The stimulus package announced by the government amounted to about $11 billion. A drop in the bucket in an economy as big and as troubled as Japan’s. The program just continues what we know is a failed policy. Japan has been so unsuccessful at stimulating its way to higher growth not because the government hasn’t spent anything, but because the government persists in dribbling out stimulus funds in small amounts with each package separated from the ones before and after by months of confusing pronouncements about what the country needs to do next. (If this sounds to you a whole lot like current U.S. policy, post the big stimulus package of February 2009, of very small stimulus (excuse me, “jobs” bills) separated by hemming and hawing about the need for more fiscal discipline, then I think you’ve got it exactly right. And the similarities aren’t a good thing.)

The Bank of Japan’s big move was bigger—at $120 billion or so—but it wasn’t very daring. The bank announced that it would expand its program of lending at very cheap rates in an effort to get the economy going.
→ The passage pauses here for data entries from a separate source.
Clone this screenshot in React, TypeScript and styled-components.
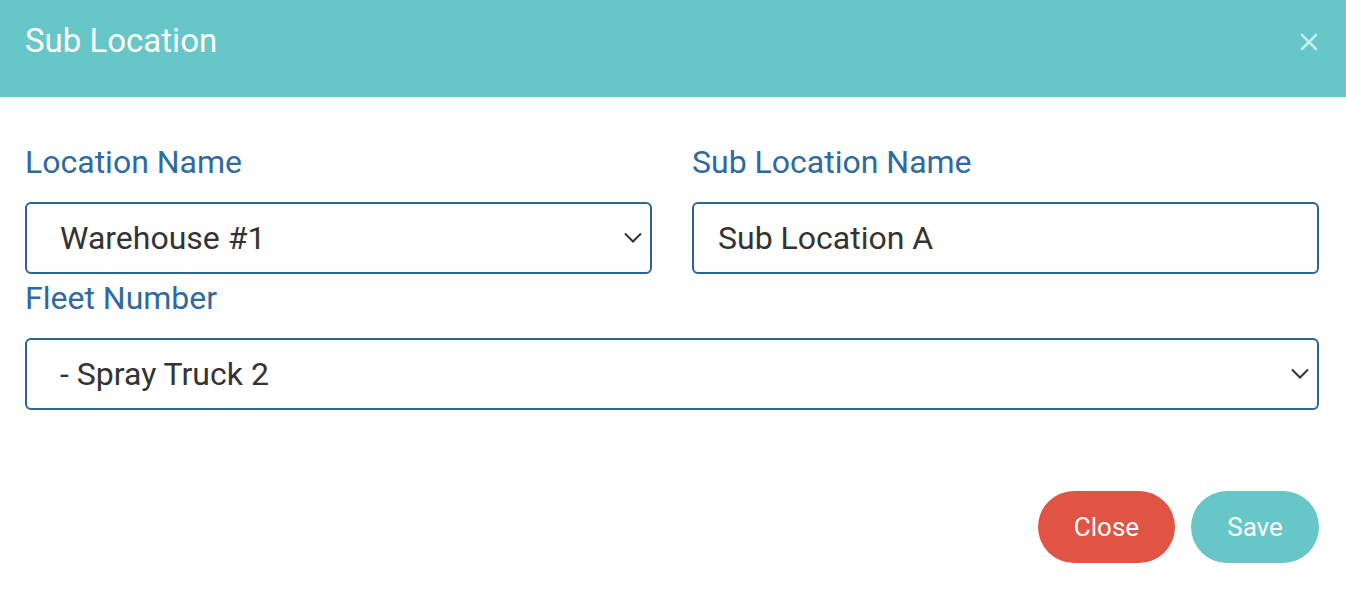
import React from 'react';
import styled, { createGlobalStyle } from 'styled-components';

const GlobalStyle = createGlobalStyle`
  body {
    margin: 0;
    background: #fff;
    font-family: Roboto, "Liberation Sans", sans-serif;
  }
`;

const Modal = styled.div`
  width: 1346px;
  height: 596px;
  background: #fff;
  display: flex;
  flex-direction: column;
`;

const Header = styled.div`
  height: 97px;
  background: #67c6c8;
  display: flex;
  align-items: flex-start;
  justify-content: space-between;
  padding: 21px 25px 0 25px;
  box-sizing: border-box;
`;

const Title = styled.h2`
  margin: 0;
  font-size: 33px;
  line-height: 40px;
  font-weight: 400;
  color: #fff;
`;

const CloseX = styled.button`
  background: none;
  border: none;
  padding: 0;
  width: 24px;
  height: 24px;
  display: flex;
  align-items: center;
  justify-content: center;
  cursor: pointer;
  margin-top: 9px;
`;

const Body = styled.div`
  padding: 45px 27px 0 25px;
  display: flex;
  flex-direction: column;
`;

const Row = styled.div`
  display: grid;
  grid-template-columns: 1fr 1fr;
  column-gap: 40px;
`;

const Field = styled.div<{ $spaced?: boolean }>`
  display: flex;
  flex-direction: column;
  margin-top: ${({ $spaced }) => ($spaced ? '4px' : '0')};
`;

const Label = styled.label`
  font-size: 32px;
  color: #2e6aa0;
  line-height: 40px;
  margin-bottom: 20px;
`;

const boxStyles = `
  height: 72px;
  box-sizing: border-box;
  border: 2px solid #2e6496;
  border-radius: 6px;
  background: #fff;
  font-family: Roboto, "Liberation Sans", sans-serif;
  font-size: 32px;
  color: #333;
  width: 100%;
`;

const SelectBox = styled.div`
  ${boxStyles}
  display: flex;
  align-items: center;
  justify-content: space-between;
  padding: 0 8px 0 33px;
`;

const TextInput = styled.input`
  ${boxStyles}
  padding: 0 24px;
  outline: none;
`;

const Footer = styled.div`
  display: flex;
  justify-content: flex-end;
  gap: 16px;
  padding: 81px 27px 0 0;
`;

const PillButton = styled.button<{ $bg: string; $w: number }>`
  height: 72px;
  width: ${({ $w }) => $w}px;
  border: none;
  border-radius: 36px;
  background: ${({ $bg }) => $bg};
  color: #fff;
  font-family: Roboto, "Liberation Sans", sans-serif;
  font-size: 26px;
  padding: 0;
  cursor: pointer;
`;

const Chevron = () => (
  <svg width="18" height="12" viewBox="0 0 18 12" fill="none">
    <path d="M1 1.5 L9 9.5 L17 1.5" stroke="#333" strokeWidth="2" />
  </svg>
);

const App: React.FC = () => (
  <Modal>
    <GlobalStyle />
    <Header>
      <Title>Sub Location</Title>
      <CloseX aria-label="Close">
        <svg width="18" height="18" viewBox="0 0 18 18">
          <path d="M2 2 L16 16 M16 2 L2 16" stroke="#c6ecec" strokeWidth="2.6" strokeLinecap="round" />
        </svg>
      </CloseX>
    </Header>
    <Body>
      <Row>
        <Field>
          <Label>Location Name</Label>
          <SelectBox>
            <span>Warehouse #1</span>
            <Chevron />
          </SelectBox>
        </Field>
        <Field>
          <Label>Sub Location Name</Label>
          <TextInput defaultValue="Sub Location A" />
        </Field>
      </Row>
      <Field $spaced>
        <Label>Fleet Number</Label>
        <SelectBox>
          <span>- Spray Truck 2</span>
          <Chevron />
        </SelectBox>
      </Field>
    </Body>
    <Footer>
      <PillButton $bg="#e05444" $w={137}>Close</PillButton>
      <PillButton $bg="#67c6c8" $w={128}>Save</PillButton>
    </Footer>
  </Modal>
);

export default App;
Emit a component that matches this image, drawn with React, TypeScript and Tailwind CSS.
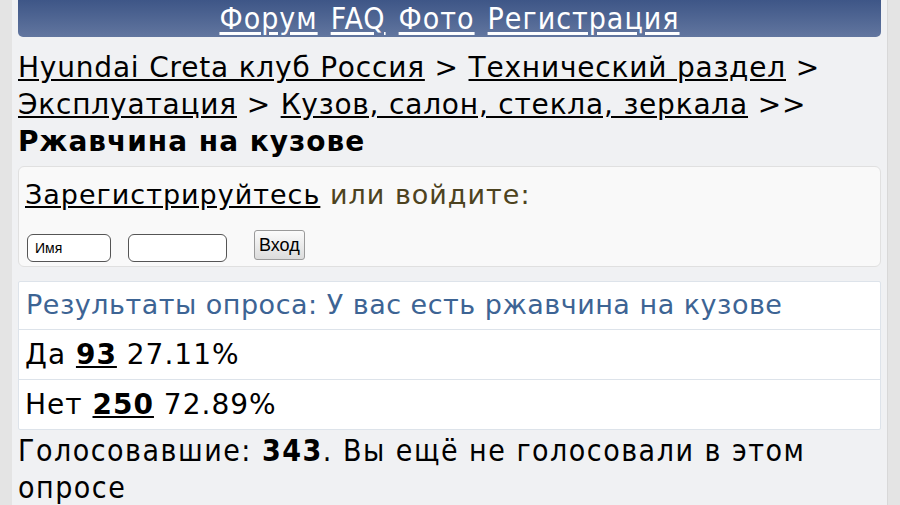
export default function App() {
  const sans = "font-['DejaVu_Sans',sans-serif]";
  const cond = "font-['DejaVu_Sans_Condensed','DejaVu_Sans',sans-serif]";

  return (
    <div className="h-[505px] w-[900px] overflow-hidden bg-[#e4e4e4] px-[12px]">
      <div className="h-full w-[876px] border-r border-[#d8d8d8] bg-[#f0f1f3] px-[6px]">
        <nav
          className={`${cond} flex h-[37px] items-center justify-center gap-[13px] rounded-b-[5px] bg-gradient-to-b from-[#3e5687] to-[#62769f] text-[30px] leading-none tracking-[1px] text-white`}
        >
          <a className="underline underline-offset-[3px]" href="#">Форум</a>
          <a className="underline underline-offset-[3px]" href="#">FAQ</a>
          <a className="underline underline-offset-[3px]" href="#">Фото</a>
          <a className="underline underline-offset-[3px]" href="#">Регистрация</a>
        </nav>

        <div className={`${sans} mt-[12px] text-[28px] leading-[37px] tracking-[0.8px] text-black`}>
          <a className="underline" href="#">Hyundai Creta клуб Россия</a> &gt;{" "}
          <a className="underline" href="#">Технический раздел</a> &gt;{" "}
          <a className="underline" href="#">Эксплуатация</a> &gt;{" "}
          <a className="underline" href="#">Кузов, салон, стекла, зеркала</a> &gt;&gt;
          <div className="font-bold tracking-[1px]">Ржавчина на кузове</div>
        </div>

        <div className="mt-[6px] h-[101px] rounded-[6px] border border-[#e0e0e0] bg-[#f9f9f9] px-[6px] pt-[11px]">
          <div className={`${sans} text-[27px] leading-[34px] tracking-[1px] text-[#4d4320]`}>
            <a className="text-black underline" href="#">Зарегистрируйтесь</a> или войдите:
          </div>
          <div className="mt-[18px] flex items-center">
            <input
              className="ml-[2px] h-[28px] w-[84px] rounded-[6px] border border-[#555] bg-white px-[7px] font-['Liberation_Sans',sans-serif] text-[14px] text-black outline-none"
              defaultValue="Имя"
            />
            <input className="ml-[17px] h-[28px] w-[99px] rounded-[6px] border border-[#555] bg-white outline-none" />
            <button className="mb-[6px] ml-[27px] h-[30px] rounded-[3px] border border-[#9a9a9a] bg-gradient-to-b from-[#fbfbfb] to-[#dcdcdc] px-[4px] font-['Liberation_Sans',sans-serif] text-[18px] text-black">
              Вход
            </button>
          </div>
        </div>

        <div className={`${sans} mt-[14px] rounded-[2px] border border-[#dde3ea] bg-white`}>
          <div className="flex h-[48px] items-center border-b border-[#dde3ea] px-[7px] text-[27px] tracking-[0.5px] text-[#3d6494]">
            Результаты опроса: У вас есть ржавчина на кузове
          </div>
          <div className="flex h-[50px] items-center border-b border-[#dde3ea] px-[6px] text-[28px] tracking-[1px] text-black">
            Да&nbsp;<a className="font-bold underline" href="#">93</a>&nbsp;27.11%
          </div>
          <div className="flex h-[49px] items-center px-[6px] text-[28px] tracking-[1px] text-black">
            Нет&nbsp;<a className="font-bold underline" href="#">250</a>&nbsp;72.89%
          </div>
        </div>

        <p className={`${cond} mt-[2px] text-[30px] leading-[37px] tracking-[1.5px] text-black`}>
          Голосовавшие: <b>343</b>. Вы ещё не голосовали в этом опросе
        </p>
      </div>
    </div>
  );
}
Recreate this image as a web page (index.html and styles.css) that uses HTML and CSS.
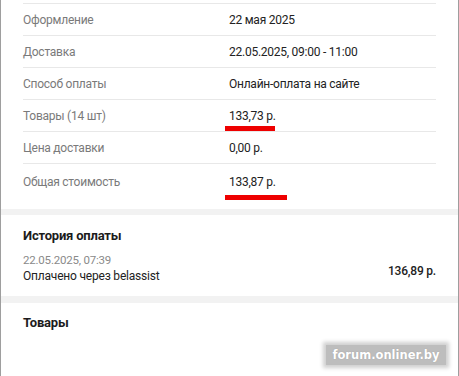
FILE: index.html
```html
<!DOCTYPE html>
<html lang="ru">
<head>
<meta charset="utf-8">
<link rel="stylesheet" href="styles.css">
</head>
<body>
<div class="frame">
  <div class="section details">
    <div class="row"><span class="label">Оформление</span><span class="value">22 мая 2025</span></div>
    <div class="row"><span class="label">Доставка</span><span class="value">22.05.2025, 09:00 - 11:00</span></div>
    <div class="row"><span class="label">Способ оплаты</span><span class="value">Онлайн-оплата на сайте</span></div>
    <div class="row"><span class="label">Товары (14 шт)</span><span class="value"><span class="mark mark-short">133,73 р.</span></span></div>
    <div class="row"><span class="label">Цена доставки</span><span class="value">0,00 р.</span></div>
    <div class="row last"><span class="label">Общая стоимость</span><span class="value"><span class="mark mark-long">133,87 р.</span></span></div>
  </div>
  <div class="band"></div>
  <div class="section history">
    <h2 class="title">История оплаты</h2>
    <div class="pay">
      <div class="pay-info">
        <div class="pay-date">22.05.2025, 07:39</div>
        <div class="pay-method">Оплачено через belassist</div>
      </div>
      <div class="pay-sum">136,89 р.</div>
    </div>
  </div>
  <div class="band band-b"></div>
  <div class="section goods">
    <h2 class="title">Товары</h2>
  </div>
  <div class="watermark">forum.onliner.by</div>
</div>
</body>
</html>
```
FILE: styles.css
```css
* { box-sizing: border-box; }
html, body { margin: 0; padding: 0; background: #fff; }
body { font-family: Roboto, "Noto Sans", sans-serif; color: #222; }
.frame {
  position: relative;
  height: 376px;
  overflow: hidden;
  border-left: 1px solid #9e9e9e;
  border-right: 1px solid #9e9e9e;
}
.section { padding: 0 22px; }
.details { padding-top: 3px; padding-bottom: 10px; }
.row {
  display: grid;
  grid-template-columns: 206px 1fr;
  align-items: center;
  height: 32px;
  border-top: 1px solid #e8e8e8;
  font-size: 12px;
  letter-spacing: -0.25px;
}
.row.last { height: 36px; }
.label { color: #7a7a7a; }
.value { color: #222; }
.mark { position: relative; }
.mark::after {
  content: "";
  position: absolute;
  left: -4px;
  top: 18px;
  height: 5px;
  background: #ee0000;
}
.mark-short::after { width: 50px; top: 17px; }
.mark-long::after { width: 62px; top: 20px; }
.band { height: 6px; background: #f2f2f2; }
.band-b { height: 7px; }
.title {
  margin: 0;
  font-size: 13px;
  font-weight: 700;
  letter-spacing: -0.2px;
  color: #1c1c1c;
}
.history { padding-top: 13px; padding-bottom: 12px; }
.pay {
  display: flex;
  justify-content: space-between;
  align-items: center;
  margin-top: 10px;
  letter-spacing: -0.2px;
}
.pay-date { font-size: 11.5px; color: #8a8a8a; line-height: 15px; }
.pay-method { font-size: 12px; color: #222; line-height: 16px; }
.pay-sum { font-size: 12px; font-weight: 500; color: #222; padding-top: 4px; }
.goods { padding-top: 12px; }
.watermark {
  position: absolute;
  left: 325px;
  top: 345px;
  width: 120px;
  height: 20px;
  font-family: "DejaVu Sans", sans-serif;
  font-weight: 700;
  font-size: 11.5px;
  color: #fff;
  text-align: center;
  line-height: 20px;
  background: #bdbdbd;
  box-shadow: 0 0 4px 3px #cfcfcf;
  text-shadow: 0 0 1px #999;
}
```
But that will do nothing (except maybe eventually if the economy does recover) to stop the rise of the yen now. The Bank of Japan could have used the money to intervene in the currency market by selling yen in an effort to drive down the price of yen, but the bank is, with good reason, afraid that this won’t work. Efforts by the Swiss central bank to stop the rise of the franc by selling francs failed miserably and expensively. And the Bank of Japan knows that if it intervenes and the intervention has no effect, it will remove the last worry that currency traders and speculators have about buying yen. Better to keep that worry as a deterrent—even if it’s not a very effective one. (For more on the limits of intervention and why the bank has so far not gone down that road whole hog see my post

If the Bank of Japan doesn’t want to buck the currency markets, why would I want to try?

Well, I don’t quite yet. I think we’ve got months of depressing U.S. economic news ahead of us that will keep the yen moving higher.

But at some point a lot of the reasons that I’ve given for the rise of the yen turn into reasons for the yen to retreat. Not massively, mind you. The consensus on Wall Street is that the yen will finish the year around 90 to the dollar instead of 84 or so now. I think that underestimates the effect of everyone now long yen running for the hills at once. But whatever the yearend value of the yen, the direction will have definitely reversed.

And at 90 yen to the dollar the best Japanese exporting companies will be profitable. They’ve pegged make or break for their sales and profits at 83 yen to the dollar. If the yen gets any higher than that, enough customers will be priced out of Japanese products to take even the best exporters into the red.

That makes a turn from the current 84 to 90 or so, a way to leverage any improvement in attitudes toward the U.S. economy. If investors think the U.S. economy is improving that will take the yen down versus the dollar and that will radically change the profitability of Japanese exporters.

What kind of a Japanese company do you want to buy, when the time is right, to take advantage of this shift and leverage?

Canon (CAJ) is almost a perfect model. Relatively low sales in Japan—just 22%in 2009. A relatively high exposure to the U.S. consumer (28% of sales from the Americas.)A relatively late effort to move substantial production out of Japan so that the company is really getting killed on the strong yen and its effect on sales. But a global leadership in its industry: there’s really nothing wrong with Canon that a weaker yen wouldn’t fix.

I’d suggest two other stocks to consider for this strategy when we’re close to a turn in the yen/dollar relationship:

Heavy construction and mining equipment maker Komatsu (KMTUY). For more on the company see my post

And textile and carbon fiber maker Toray Industries (TRYIY). For more on the company see my post .

Did I hear someone ask “When?” I’d look to put real money into some Japanese stocks right around the U.S election in November. Whatever the results of that vote, the vote will remove some of the uncertainty from the U.S. political and economic situation. At least in the short-term.